Often, a volleyball player who does well statistically and stands out amongst other athletes in the conference will receive the Atlantic 10 Player of the Week award.
That makes sense, right?
Even if the team does poorly, a player can manage to catch the eye of people in the A10 office if their individual efforts deserve recognition.
“I’d like to think that the reason a player gets it is not because of their individual component but because of the performance of the whole group,” Temple coach Bob Bertucci said.
Xu Yun, a junior on the Temple volleyball team, not only had the honor of being named A-10 player of the week, but she’s been chosen twice in the past two weeks for the award.
Yun has flat out dominated in the past two weeks, with a .403 hitting percentage, 42 kills in 91 swings, 31 digs, two aces and two blocks.
She even had back-to-back double-doubles with 16 kills and 13 digs against Duquesne and game highs of 26 kills, 18 digs and a .468 hitting percentage against George Washington.
“Her hitting efficiency has been moving up,” Bertucci said.
“She has the highest kill percentage in the conference, which would be similar to the highest scorer in basketball. I think that’s why she got it.”
Yun is a native of China who came to Philadelphia three years ago with life experience and obvious talent in the game of volleyball.
Though there was a slight language barrier, Yun felt right at home.
“Philadelphia is a big city,” Yun said. “I came from Shanghai, which is a big city, so sometimes I feel like I’m at home. And Philadelphia has a big Chinatown, which is my favorite thing. I go there almost once a week.”

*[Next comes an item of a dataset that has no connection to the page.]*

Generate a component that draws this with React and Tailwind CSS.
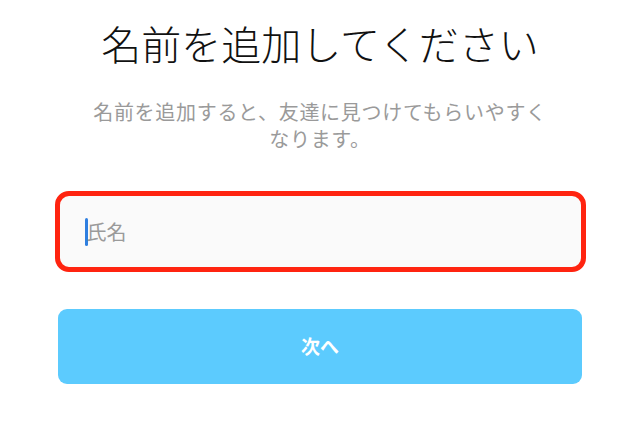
import React from "react";

const font = { fontFamily: '"Noto Sans CJK JP", "Noto Sans", sans-serif' };

export default function App() {
  return (
    <div className="w-[640px] h-[431px] bg-white flex flex-col items-center overflow-hidden" style={font}>
      <h1 className="mt-[15px] text-[40px] leading-[56px] font-light text-[#111]">名前を追加してください</h1>
      <p className="mt-[27px] w-[464px] text-center text-[20px] leading-[27px] tracking-[0.7px] text-[#9a9a9a]">
        名前を追加すると、友達に見つけてもらいやすくなります。
      </p>
      <div className="mt-[39px] w-[531px] h-[81px] border-[5px] border-[#ff2410] rounded-[14px] bg-[#fafafa] flex items-center pl-[25px]">
        <span className="w-[3px] h-[28px] bg-[#2f7fe0] rounded-sm" />
        <span className="text-[20px] text-[#9a9a9a] -ml-[1px]">氏名</span>
      </div>
      <button className="mt-[37px] w-[524px] h-[75px] rounded-[9px] bg-[#5ccbfe] text-white text-[19px] font-bold">
        次へ
      </button>
    </div>
  );
}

When she’s not in Chinatown or practicing, Yun can surely be found hanging out with the rest of her teammates, with whom she has became close close friends.
“I know the girls love her to death and they appreciate the effort that she puts out so when she works hard,” Bertucci said.
“I know that the coaching staff as well as the players appreciate when she works hard. ”
Like most of the international athletes that play for the Lady Owl’s volleyball squad, Yun was expected to make an impact somewhere down the line – if not immediately.
“I think Xu Yun was a very good volleyball player even before she came here. I think the difference was, she was out of playing for a couple of years, and she was working full time,” Bertucci said.
“We felt fairly confident that she was gonna be able to do that for us.”
This year, the rest of the team seems to be responding well to her solid play, a dynamic that has helped the Owls win their last two games on the road.
“The coach says that my swing is fast, so I think that’s helping me a lot,” Yun said.
“I think I do my best. I think I did really good when we went against George Washington. They’re better then last year. They control the ball very well but they’re not that tall.”
“The team responds very well to her play, especially this year more so than last year. She’s really stepping up at critical points,” Bertucci said.
“She’s starting to show the same kind of will to win we used to enjoy with Alma Kavachi.
Now that I see that in her, I am very excited as a coach because that is not something that is easily taught.
This year she’s become a full member of the team.
Hopefully she doesn’t feel like she’s a guest anymore.”